PROBLEM REQUIREMENTS: Scan the records below for lines with the word "table", then state how many you find and nothing else.

***** DATASET RECORDS

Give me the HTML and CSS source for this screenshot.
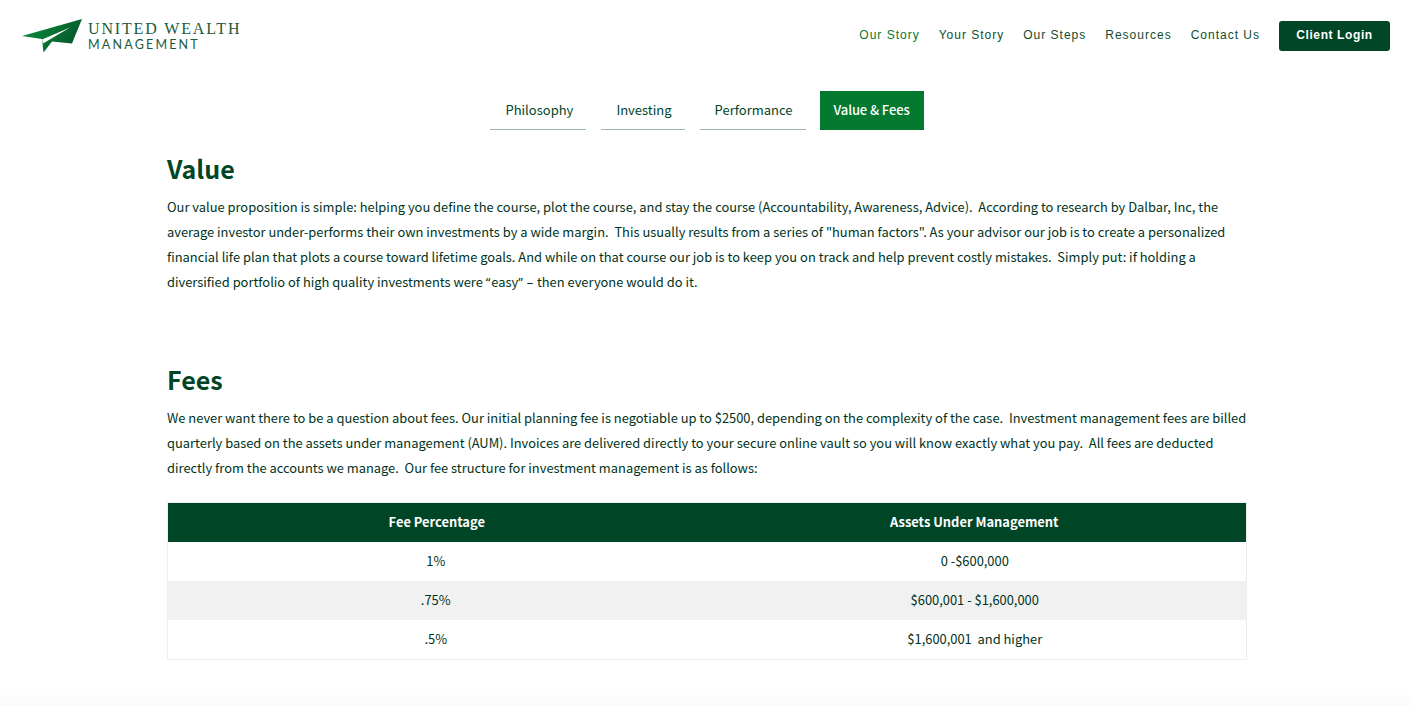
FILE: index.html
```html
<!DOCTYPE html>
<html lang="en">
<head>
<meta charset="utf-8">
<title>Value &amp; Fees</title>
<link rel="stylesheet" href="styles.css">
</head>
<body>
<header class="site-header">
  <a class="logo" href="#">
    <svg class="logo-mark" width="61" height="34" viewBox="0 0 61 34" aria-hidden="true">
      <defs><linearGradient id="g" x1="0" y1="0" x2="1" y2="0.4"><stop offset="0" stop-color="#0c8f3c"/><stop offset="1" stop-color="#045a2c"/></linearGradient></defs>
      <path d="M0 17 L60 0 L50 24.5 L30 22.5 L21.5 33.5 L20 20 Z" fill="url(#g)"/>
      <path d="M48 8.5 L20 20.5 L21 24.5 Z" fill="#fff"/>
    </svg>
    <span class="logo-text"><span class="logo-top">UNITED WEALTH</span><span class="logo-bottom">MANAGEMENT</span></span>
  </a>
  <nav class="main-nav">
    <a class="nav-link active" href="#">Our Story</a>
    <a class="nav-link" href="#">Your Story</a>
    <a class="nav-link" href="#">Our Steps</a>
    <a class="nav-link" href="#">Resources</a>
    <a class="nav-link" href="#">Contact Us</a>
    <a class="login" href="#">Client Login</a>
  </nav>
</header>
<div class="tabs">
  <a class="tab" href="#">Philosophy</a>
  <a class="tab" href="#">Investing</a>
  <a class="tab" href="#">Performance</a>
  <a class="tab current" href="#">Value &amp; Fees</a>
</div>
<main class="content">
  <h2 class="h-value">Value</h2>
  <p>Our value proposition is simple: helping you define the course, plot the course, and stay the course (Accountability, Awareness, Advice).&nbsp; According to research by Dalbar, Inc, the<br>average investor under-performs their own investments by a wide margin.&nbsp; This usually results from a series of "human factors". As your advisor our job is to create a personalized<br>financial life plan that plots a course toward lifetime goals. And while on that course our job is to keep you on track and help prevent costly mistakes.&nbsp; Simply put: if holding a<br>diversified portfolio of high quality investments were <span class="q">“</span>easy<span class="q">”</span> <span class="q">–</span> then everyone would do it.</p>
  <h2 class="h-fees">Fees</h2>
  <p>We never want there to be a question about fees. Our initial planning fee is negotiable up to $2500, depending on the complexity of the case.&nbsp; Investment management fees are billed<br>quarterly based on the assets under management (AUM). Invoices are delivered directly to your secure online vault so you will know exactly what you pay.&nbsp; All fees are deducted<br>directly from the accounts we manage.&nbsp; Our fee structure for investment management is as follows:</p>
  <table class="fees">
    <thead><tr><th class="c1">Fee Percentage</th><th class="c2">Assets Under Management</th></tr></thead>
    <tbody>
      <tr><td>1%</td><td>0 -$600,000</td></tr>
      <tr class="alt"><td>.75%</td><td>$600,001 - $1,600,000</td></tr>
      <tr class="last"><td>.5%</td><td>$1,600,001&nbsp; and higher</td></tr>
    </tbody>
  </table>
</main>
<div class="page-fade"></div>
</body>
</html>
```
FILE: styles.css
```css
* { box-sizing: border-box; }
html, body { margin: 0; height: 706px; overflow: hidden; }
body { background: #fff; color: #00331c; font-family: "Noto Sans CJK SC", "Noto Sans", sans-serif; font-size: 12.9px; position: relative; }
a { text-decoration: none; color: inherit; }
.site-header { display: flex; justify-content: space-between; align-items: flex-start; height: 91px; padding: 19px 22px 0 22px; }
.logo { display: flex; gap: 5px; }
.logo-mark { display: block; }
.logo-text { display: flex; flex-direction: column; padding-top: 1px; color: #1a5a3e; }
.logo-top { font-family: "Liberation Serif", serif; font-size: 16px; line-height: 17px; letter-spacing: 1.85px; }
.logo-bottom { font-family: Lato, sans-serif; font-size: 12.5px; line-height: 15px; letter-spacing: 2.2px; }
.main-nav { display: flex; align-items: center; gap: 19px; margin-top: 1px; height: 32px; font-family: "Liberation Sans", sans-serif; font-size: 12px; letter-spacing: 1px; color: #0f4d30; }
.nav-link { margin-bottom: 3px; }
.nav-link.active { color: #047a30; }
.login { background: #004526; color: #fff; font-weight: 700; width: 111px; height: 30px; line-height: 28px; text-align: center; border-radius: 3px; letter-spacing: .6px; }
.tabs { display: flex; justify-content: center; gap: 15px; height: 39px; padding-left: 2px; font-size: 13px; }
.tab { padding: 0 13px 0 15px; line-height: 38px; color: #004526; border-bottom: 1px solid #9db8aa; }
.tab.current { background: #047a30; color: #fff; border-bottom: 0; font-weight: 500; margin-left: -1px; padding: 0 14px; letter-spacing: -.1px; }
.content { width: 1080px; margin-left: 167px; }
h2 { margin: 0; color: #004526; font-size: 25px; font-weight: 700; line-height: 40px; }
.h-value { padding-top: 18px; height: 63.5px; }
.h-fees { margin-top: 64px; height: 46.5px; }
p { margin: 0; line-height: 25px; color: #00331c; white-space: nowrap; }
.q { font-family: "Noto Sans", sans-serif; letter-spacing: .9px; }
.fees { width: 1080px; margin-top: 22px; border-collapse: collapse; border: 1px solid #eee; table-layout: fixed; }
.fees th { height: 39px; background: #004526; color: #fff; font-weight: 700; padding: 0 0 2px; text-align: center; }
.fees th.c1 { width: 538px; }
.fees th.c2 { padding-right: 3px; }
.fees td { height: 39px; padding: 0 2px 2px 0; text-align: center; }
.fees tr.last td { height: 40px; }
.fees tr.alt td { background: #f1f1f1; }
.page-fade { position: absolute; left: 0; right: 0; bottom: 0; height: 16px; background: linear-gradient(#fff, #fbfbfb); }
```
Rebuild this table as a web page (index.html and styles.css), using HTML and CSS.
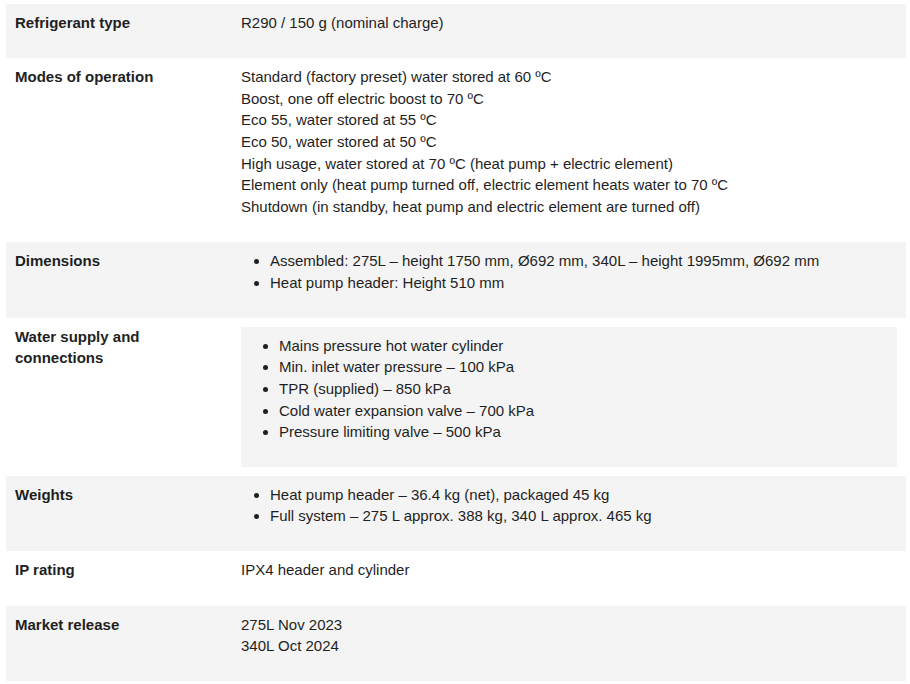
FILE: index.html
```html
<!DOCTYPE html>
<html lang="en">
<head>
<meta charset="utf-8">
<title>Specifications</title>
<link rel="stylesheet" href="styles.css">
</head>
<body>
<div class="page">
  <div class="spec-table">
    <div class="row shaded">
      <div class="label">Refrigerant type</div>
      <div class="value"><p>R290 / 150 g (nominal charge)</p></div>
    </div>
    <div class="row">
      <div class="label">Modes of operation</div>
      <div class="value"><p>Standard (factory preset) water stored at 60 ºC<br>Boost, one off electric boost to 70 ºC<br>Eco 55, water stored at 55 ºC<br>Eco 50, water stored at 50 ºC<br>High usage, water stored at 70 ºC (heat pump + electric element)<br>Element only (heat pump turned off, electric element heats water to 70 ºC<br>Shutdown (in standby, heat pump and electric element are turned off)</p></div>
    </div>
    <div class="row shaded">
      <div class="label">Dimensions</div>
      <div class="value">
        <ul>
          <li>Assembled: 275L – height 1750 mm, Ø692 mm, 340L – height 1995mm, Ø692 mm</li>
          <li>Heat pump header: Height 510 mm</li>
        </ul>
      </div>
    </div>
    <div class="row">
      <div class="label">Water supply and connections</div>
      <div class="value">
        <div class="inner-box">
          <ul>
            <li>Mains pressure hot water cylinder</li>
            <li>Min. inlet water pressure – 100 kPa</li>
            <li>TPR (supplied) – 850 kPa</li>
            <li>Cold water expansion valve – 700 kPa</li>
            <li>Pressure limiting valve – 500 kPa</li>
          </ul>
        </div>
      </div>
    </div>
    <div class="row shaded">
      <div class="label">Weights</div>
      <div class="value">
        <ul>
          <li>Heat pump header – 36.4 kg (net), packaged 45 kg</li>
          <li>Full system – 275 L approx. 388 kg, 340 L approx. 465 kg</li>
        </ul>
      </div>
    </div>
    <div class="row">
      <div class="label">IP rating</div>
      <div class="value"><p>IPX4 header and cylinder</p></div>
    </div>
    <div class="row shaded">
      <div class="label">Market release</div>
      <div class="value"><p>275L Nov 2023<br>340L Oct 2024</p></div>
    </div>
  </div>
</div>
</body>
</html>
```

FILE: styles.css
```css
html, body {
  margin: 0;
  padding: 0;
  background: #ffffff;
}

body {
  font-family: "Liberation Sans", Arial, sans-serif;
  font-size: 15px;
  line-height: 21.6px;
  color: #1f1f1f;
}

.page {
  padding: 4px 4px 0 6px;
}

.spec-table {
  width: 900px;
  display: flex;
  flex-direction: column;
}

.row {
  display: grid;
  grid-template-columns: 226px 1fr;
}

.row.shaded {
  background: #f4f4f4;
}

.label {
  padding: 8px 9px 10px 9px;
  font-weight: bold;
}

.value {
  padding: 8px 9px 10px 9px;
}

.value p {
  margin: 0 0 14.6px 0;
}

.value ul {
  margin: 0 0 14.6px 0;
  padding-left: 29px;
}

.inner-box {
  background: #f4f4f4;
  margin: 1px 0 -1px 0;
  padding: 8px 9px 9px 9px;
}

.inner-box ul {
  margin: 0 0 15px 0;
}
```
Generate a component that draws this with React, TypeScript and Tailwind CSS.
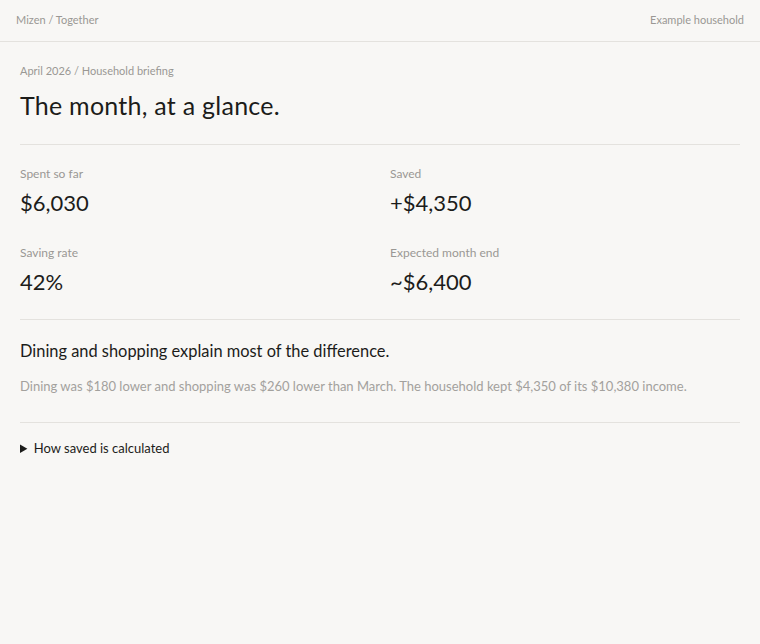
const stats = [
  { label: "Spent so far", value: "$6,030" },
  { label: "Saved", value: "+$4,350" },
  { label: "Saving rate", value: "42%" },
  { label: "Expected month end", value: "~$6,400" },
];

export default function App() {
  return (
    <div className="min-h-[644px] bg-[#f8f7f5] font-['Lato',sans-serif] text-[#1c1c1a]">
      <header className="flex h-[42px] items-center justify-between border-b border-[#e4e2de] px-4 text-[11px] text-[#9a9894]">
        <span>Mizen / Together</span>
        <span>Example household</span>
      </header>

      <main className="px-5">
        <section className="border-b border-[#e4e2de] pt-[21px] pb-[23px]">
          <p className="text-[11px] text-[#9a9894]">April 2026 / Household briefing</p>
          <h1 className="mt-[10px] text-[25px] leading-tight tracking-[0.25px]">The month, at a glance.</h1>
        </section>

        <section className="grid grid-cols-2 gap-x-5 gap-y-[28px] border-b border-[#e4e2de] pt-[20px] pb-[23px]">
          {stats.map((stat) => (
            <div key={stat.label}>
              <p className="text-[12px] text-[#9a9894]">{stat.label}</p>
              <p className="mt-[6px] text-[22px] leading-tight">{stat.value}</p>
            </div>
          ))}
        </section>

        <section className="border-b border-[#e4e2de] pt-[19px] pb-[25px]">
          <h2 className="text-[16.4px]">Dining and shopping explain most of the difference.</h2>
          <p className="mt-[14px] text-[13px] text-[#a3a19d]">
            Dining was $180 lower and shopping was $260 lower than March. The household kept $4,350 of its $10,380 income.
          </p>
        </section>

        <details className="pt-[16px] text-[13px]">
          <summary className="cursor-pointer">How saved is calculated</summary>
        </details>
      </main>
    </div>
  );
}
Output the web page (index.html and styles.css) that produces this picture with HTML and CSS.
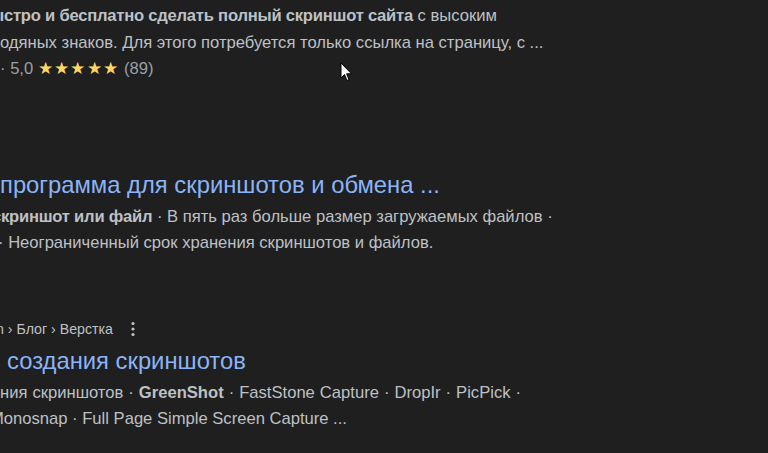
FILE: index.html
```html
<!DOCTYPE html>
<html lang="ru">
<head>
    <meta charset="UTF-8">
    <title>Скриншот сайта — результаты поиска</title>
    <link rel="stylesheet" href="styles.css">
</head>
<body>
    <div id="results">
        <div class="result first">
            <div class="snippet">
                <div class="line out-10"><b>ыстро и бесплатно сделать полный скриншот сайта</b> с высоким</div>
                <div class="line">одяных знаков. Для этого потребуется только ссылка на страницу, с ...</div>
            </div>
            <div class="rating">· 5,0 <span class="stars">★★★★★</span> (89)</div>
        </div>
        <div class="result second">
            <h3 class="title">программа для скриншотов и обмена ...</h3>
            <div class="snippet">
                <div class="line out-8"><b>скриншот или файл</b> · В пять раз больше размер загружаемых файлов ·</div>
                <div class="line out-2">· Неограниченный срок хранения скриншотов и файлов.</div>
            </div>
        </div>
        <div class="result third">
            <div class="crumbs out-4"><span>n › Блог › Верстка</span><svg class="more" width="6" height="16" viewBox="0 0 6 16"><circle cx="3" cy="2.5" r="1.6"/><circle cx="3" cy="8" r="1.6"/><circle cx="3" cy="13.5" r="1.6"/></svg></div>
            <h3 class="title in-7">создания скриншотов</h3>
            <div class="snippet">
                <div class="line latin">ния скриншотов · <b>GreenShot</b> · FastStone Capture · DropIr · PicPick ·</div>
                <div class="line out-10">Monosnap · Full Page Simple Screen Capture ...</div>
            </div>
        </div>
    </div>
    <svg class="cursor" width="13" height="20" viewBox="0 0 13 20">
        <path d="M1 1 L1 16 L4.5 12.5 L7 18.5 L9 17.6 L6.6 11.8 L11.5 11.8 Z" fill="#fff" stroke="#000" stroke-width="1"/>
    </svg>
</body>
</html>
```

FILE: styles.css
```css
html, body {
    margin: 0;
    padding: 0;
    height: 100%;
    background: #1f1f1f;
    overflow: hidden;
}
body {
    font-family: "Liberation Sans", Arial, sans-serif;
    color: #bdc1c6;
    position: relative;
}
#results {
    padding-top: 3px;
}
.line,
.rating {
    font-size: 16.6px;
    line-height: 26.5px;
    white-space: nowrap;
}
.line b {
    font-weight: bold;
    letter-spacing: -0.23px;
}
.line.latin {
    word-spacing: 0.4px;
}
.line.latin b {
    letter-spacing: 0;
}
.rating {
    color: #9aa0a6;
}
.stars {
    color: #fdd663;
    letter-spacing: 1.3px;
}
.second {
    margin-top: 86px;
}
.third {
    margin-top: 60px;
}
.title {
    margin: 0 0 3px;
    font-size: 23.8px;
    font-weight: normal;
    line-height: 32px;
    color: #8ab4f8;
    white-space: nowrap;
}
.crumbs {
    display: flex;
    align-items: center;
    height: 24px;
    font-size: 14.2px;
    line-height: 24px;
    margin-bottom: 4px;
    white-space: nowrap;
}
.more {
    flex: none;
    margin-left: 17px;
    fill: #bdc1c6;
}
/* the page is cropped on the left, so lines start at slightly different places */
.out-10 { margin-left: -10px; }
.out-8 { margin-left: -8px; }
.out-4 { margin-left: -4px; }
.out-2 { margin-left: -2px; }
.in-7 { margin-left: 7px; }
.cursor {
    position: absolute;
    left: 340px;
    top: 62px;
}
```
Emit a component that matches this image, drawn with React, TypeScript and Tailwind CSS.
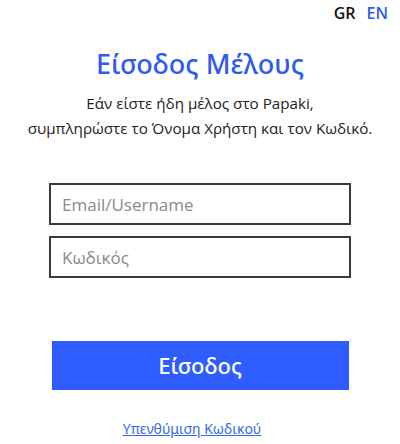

**********

OUTPUT OF THE TASK: 6